Thank you for your reply.

In the first question, I calculated 600n + (300* 1202). I consider 1202 as the sum of 2 and 1200 , since the 600th term should be 2*600 = 1200 . Therefore, we are have 300 pairs of 1202 . Adding 1800 gives us 362,400 , which is incorrect . However, I couldn’t understand your response because it suggests the answer should be 361,800 , which is also incorrect. The correct answer is 361,200.

Could you please explain the second question in more detail? There weren’t any examples in the related learning videos, and I would appreciate a clearer explanation.

Regarding the last question, please check the solution for the part : 2n^2 + n - 7260 > 0 . When I substitute 239, it obviously satisfies the inequality! How did you conclude that it equals 7260? Is there a more logical way to understand this type of question? If so, I would be grateful for an explanation, as it still seems unclear to me.

Thanks you!

Yeah my point is that the sum is actually 600n + (0 + 2 + 4 + \ldots + 1198), but you are instead doing 600n + (2 + 4 + \ldots + 2000).

For reference, 0 + 2 + 4 + \ldots 1198 = 359400. That added to 600(3) gives you 361200

Maybe it’s helpful for you to watch a video on geometric series for context. Once you’ve watched a video then you can come and try to apply it on this question. If you, by chance, still don’t get it then i’m happy to help. It’s just pretty hard to teach you a whole topic on text.

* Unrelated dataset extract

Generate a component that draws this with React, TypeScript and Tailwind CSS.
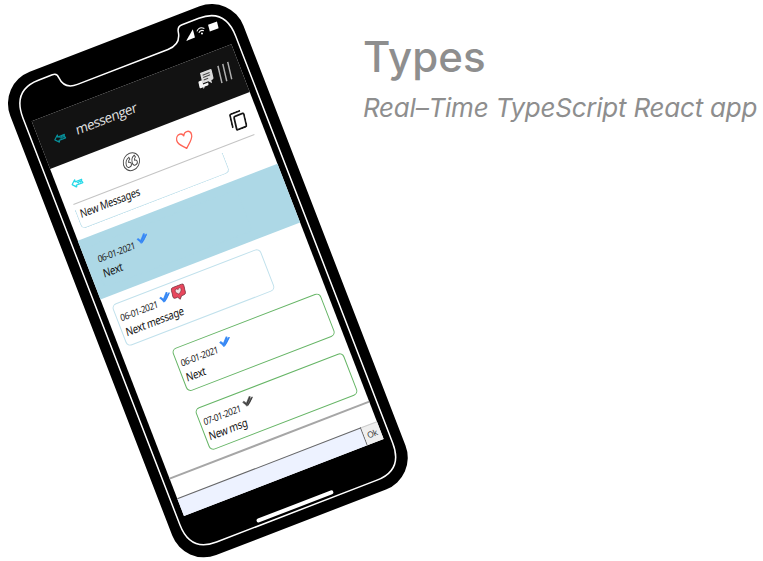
import type { ReactNode } from "react";

const hand = "font-['Noto_Sans','Open_Sans',sans-serif]";

function ArrowIcon({ className }: { className: string }) {
  return (
    <svg viewBox="0 0 26 18" className={className} fill="none" stroke="currentColor" strokeWidth="2.600" strokeLinejoin="round">
      <path d="M2 9 9 2v4h14l-1 3 2 4H10v4Z" />
      <path d="m12 7 3 4 2-4 2 4 3-4" strokeWidth="1.800" />
    </svg>
  );
}

function QuoteIcon() {
  return (
    <svg viewBox="0 0 36 36" className="h-[19px] w-[19px]" fill="none" stroke="#4a4a4a" strokeWidth="1.800">
      <circle cx="18" cy="18" r="16.200" />
      <path d="M15 8.500c-5 1.500-8 6-8 12 0 4 1.500 6 5 6s5-1.500 5-4.500-1.500-4.500-4.500-4.500c0-2.500 1-4 3.500-5Z" />
      <path d="M26 8.500c-5 1.500-7 6-7 12 0 4 1.500 6 5 6s5-1.500 5-4.500-1.500-4.500-4.500-4.500c0-2.500 1-4 3-5Z" />
    </svg>
  );
}

function HeartIcon() {
  return (
    <svg viewBox="0 0 36 36" className="h-[18px] w-[18px]" fill="none" stroke="#ff6557" strokeWidth="2.700" strokeLinejoin="round">
      <path d="M18 34C12 27 2 21 2 12 2 6 6 2.500 10.500 2.500c4 0 6.500 2.500 7.500 6 1-3.500 3.500-6 7.500-6C30 2.500 34 6 34 12c0 9-10 15-16 22Z" />
    </svg>
  );
}

function CopyIcon() {
  return (
    <svg viewBox="0 0 32 38" className="h-[19px] w-4" fill="none" stroke="#161616" strokeWidth="3.600" strokeLinejoin="round">
      <path d="M2 29V4.500Q2 2 4.500 2H24" />
      <rect x="9" y="9" width="21" height="27" rx="2.500" />
    </svg>
  );
}

function ChatIcon() {
  return (
    <svg viewBox="0 0 32 32" className="h-[17px] w-[17px]">
      <path d="M3 15h6v8h10v3q0 2-2 2h-6l-3 4v-4H3q-2 0-2-2v-9q0-2 2-2Z" fill="#f5f5f5" />
      <path d="M8 1h20q3 0 3 3v14q0 3-3 3h-2v6l-6-6H8Z" fill="#dcdcdc" />
      <path d="M12 6.500h14M12 11h14M12 15.500h9" stroke="#444" strokeWidth="1.900" />
    </svg>
  );
}

function MenuIcon() {
  return (
    <svg viewBox="0 0 14 18" className="h-[18px] w-[14px]" stroke="#b0b0b0" strokeWidth="1.500">
      <path d="M1.500 0v18M6.700 0v18M12 0v18" />
    </svg>
  );
}

function CheckIcon({ seen }: { seen: boolean }) {
  return (
    <svg viewBox="0 0 24 20" className="h-[10px] w-[12px]">
      <path d="M0 8 4 6l4 5 8-10 3 1-1 4 3-2 3 1-8 9-6 5H7L4 13Z" fill={seen ? "#4593f8" : "#6b6b6b"} />
      <path d="m3 9 5 6L18 3M10 17 22 6" stroke={seen ? "#2f7ff0" : "#2a2a2a"} strokeWidth="1.400" fill="none" />
    </svg>
  );
}

function LikeBadge() {
  return (
    <svg viewBox="0 0 28 30" className="h-[15.500px] w-[15px]">
      <path d="M5 1.500h18q4 0 4 4v13q0 4-4 4h-5L14 28l-4-5.500H5q-4 0-4-4v-13q0-4 4-4Z" fill="#e8475d" stroke="#6b2a35" strokeWidth="1.300" />
      <path d="M14 18c-3-3-6-4.500-6-8 0-4 5-4.500 6-1 1-3.500 6-3 6 1 0 3.500-3 5-6 8Z" fill="#f3dfe2" stroke="#6b2a35" strokeWidth="1" />
    </svg>
  );
}

type MessageProps = { date: string; text: string; seen?: boolean; liked?: boolean; border: string };

function Message({ date, text, seen = true, liked = false, border }: MessageProps) {
  return (
    <div className={`h-[45.500px] w-[159.500px] rounded-[5px] border pl-[3px] ${border}`}>
      <div className="flex h-[21.500px] items-end">
        <span className={`w-[42px] origin-left scale-x-[0.890] -skew-x-8 whitespace-nowrap text-[9.500px] leading-[13px] tracking-[-0.500px] text-[#222] ${hand}`}>
          {date}
        </span>
        <span className="ml-px mb-[5.500px] flex -skew-x-8">
          <CheckIcon seen={seen} />
        </span>
        {liked && (
          <span className="mb-[1.500px] ml-px flex -skew-x-8">
            <LikeBadge />
          </span>
        )}
      </div>
      <div className={`w-fit origin-left scale-x-[0.850] -skew-x-8 text-[11.500px] leading-[17px] tracking-[-0.350px] text-[#151515] ${hand}`}>{text}</div>
    </div>
  );
}

function Tool({ children, className }: { children: ReactNode; className: string }) {
  return <div className={`flex -skew-x-8 items-center justify-center ${className}`}>{children}</div>;
}

function PhoneOutline() {
  return (
    <svg viewBox="0 0 249.500 517.500" className="pointer-events-none absolute inset-0 h-full w-full" fill="none">
      <path
        d="M39 11h15q5 0 5 5 1 13 15 13h97q14 0 16-13 1-5 6-5h18q28 0 28 30v436q0 29-28 29H39q-28 0-28-29V41q0-30 28-30Z"
        stroke="white"
        strokeWidth="1.500"
      />
      <path d="M191 27.500h9.500l1-8.500Z" fill="white" />
      <path d="M204.500 22.500q4-4 8 0M205.800 24.500q2.700-2.600 5.400 0" stroke="white" strokeWidth="1" />
      <circle cx="208.500" cy="26.300" r="1" fill="white" />
      <path d="m217.300 20.400 9.500.1-.9 6.800h-9.400Z" fill="white" />
    </svg>
  );
}

function Phone() {
  return (
    <div className="relative -ml-[2px] mt-[84.300px] h-[517.500px] w-[249.500px] shrink-0 origin-top-left rotate-[-21.100deg] rounded-[34px] bg-black pl-[18px] pt-[47px]">
      <PhoneOutline />
      <div className="flex h-[423px] w-[214px] flex-col bg-white">
        <header className="flex h-[51px] shrink-0 items-center bg-[#121212] pl-[14px]">
          <ArrowIcon className="h-[9px] w-[13px] -skew-x-8 text-[#078f99]" />
          <span className="-mt-[3px] ml-[10.500px] w-[134px] -skew-x-8 font-['Open_Sans','Noto_Sans',sans-serif] text-[13.500px] tracking-[-0.500px] text-[#e4e4e4]">
            messenger
          </span>
          <div className="-ml-[3px] -mt-1 -skew-x-8">
            <ChatIcon />
          </div>
          <div className="-mt-1 ml-[5px] -skew-x-8">
            <MenuIcon />
          </div>
        </header>
        <nav className="mx-[9px] flex h-[41.800px] w-[194px] shrink-0 items-center border-b border-[#c4c4c4] pt-[4px]">
          <Tool className="w-[23px]">
            <ArrowIcon className="h-[9px] w-[13px] text-[#27d9e8]" />
          </Tool>
          <Tool className="ml-[37px] w-[19px]">
            <QuoteIcon />
          </Tool>
          <Tool className="ml-[38.500px] w-[18px]">
            <HeartIcon />
          </Tool>
          <Tool className="ml-[40.500px] w-[16px]">
            <CopyIcon />
          </Tool>
        </nav>
        <main className="flex h-[291px] shrink-0 flex-col border-b-2 border-[#a6a6a6] pt-[5px]">
          <div className="ml-[7.500px] h-[21px] w-[159.500px] shrink-0 rounded-b-[5px] border border-t-0 border-[#c1e1ec] pl-[3px]">
            <div className={`w-fit origin-left scale-x-[0.830] -skew-x-8 text-[11.500px] leading-[12px] tracking-[-0.350px] text-[#151515] ${hand}`}>
              New Messages
            </div>
          </div>
          <section className="mt-[8.800px] h-[63px] shrink-0 bg-[#add8e6] pl-[7.500px] pt-[9px]">
            <Message date="06-01-2021" text="Next" border="border-[#add8e6]" />
          </section>
          <section className="pl-[7.500px] pt-[9.300px]">
            <Message date="06-01-2021" text="Next message" liked border="border-[#c1e1ec]" />
          </section>
          <section className="flex flex-col gap-[18px] pl-[47.500px] pt-[18px]">
            <Message date="06-01-2021" text="Next" border="border-[#66b566]" />
            <Message date="07-01-2021" text="New msg" seen={false} border="border-[#66b566]" />
          </section>
        </main>
        <footer className="mt-[20px] flex flex-1">
          <div className="w-[196.500px] border-r-[1.500px] border-t-[1.500px] border-[#666] bg-[#edf2ff]" />
          <button className="flex-1 border-t border-[#ccc] bg-[#efefef] font-['Open_Sans',sans-serif] text-[8.500px] leading-none tracking-[-0.300px] text-[#333]">
            Ok
          </button>
        </footer>
      </div>
      <div className="ml-[66px] mt-[29px] h-[3.500px] w-[82px] rounded-full bg-white" />
    </div>
  );
}

export default function App() {
  return (
    <div className="flex h-[561px] w-[763px] items-start overflow-hidden bg-white">
      <Phone />
      <div className="ml-[115.500px] pt-[32px] font-['Inter','Open_Sans',sans-serif] text-[#8e8e8e]">
        <h1 className="whitespace-nowrap text-[42px] font-medium leading-[50px] tracking-[0.100px]">Types</h1>
        <p className="mt-[10px] whitespace-nowrap text-[26px] italic leading-[32px] tracking-[-0.230px]">Real–Time TypeScript React app</p>
      </div>
    </div>
  );
}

No the sum to 239 is exactly 7260.

2n^2 + n - 7260 > 0 gives n > 60 \implies 4(n) - 1 > 239. I mean you can just plug n = 60 into 2n^2 + n - 7260 and see that it’s clearly 0.

Nah, the nth term of the sequence is given as 4n - 1. When n = 60 then you get 239, so what you should be plugging in is n = 60 not n = 239

Heed the note “the previous question may help”.

Hello,

Thank you for your quick responses!

I feel I have grasped a lot of the content, but I would like some clarification. Could you please explain how the expression “4n-1” was derived from the explanation in the solution to the last question?

This explanation:

Recall from the PrepSwift Arithmetic section that to find the sum of multiples in an interval, we

• find the number of multiples,
• and multiply by the sum of each “pair” in the series.

It’s an arithmetic sequence. If you haven’t learnt that yet then it’s a “sequence of numbers” with the same common difference between its succeeding and preceding terms.

Since the first difference is constant between consecutive terms then you can “extrapolate” a linear function to match the nth term. For example, assume the sequence takes the form y = an + b where a,b are coefficients to be found. You know (n,y) = (1,3) and (n,y) = (2,7) so you can uniquely find the values of a and b, which happen to be (a,b) = (4,-1). You can use this idea whenever you have a constant first difference (so any kind of sequence like this).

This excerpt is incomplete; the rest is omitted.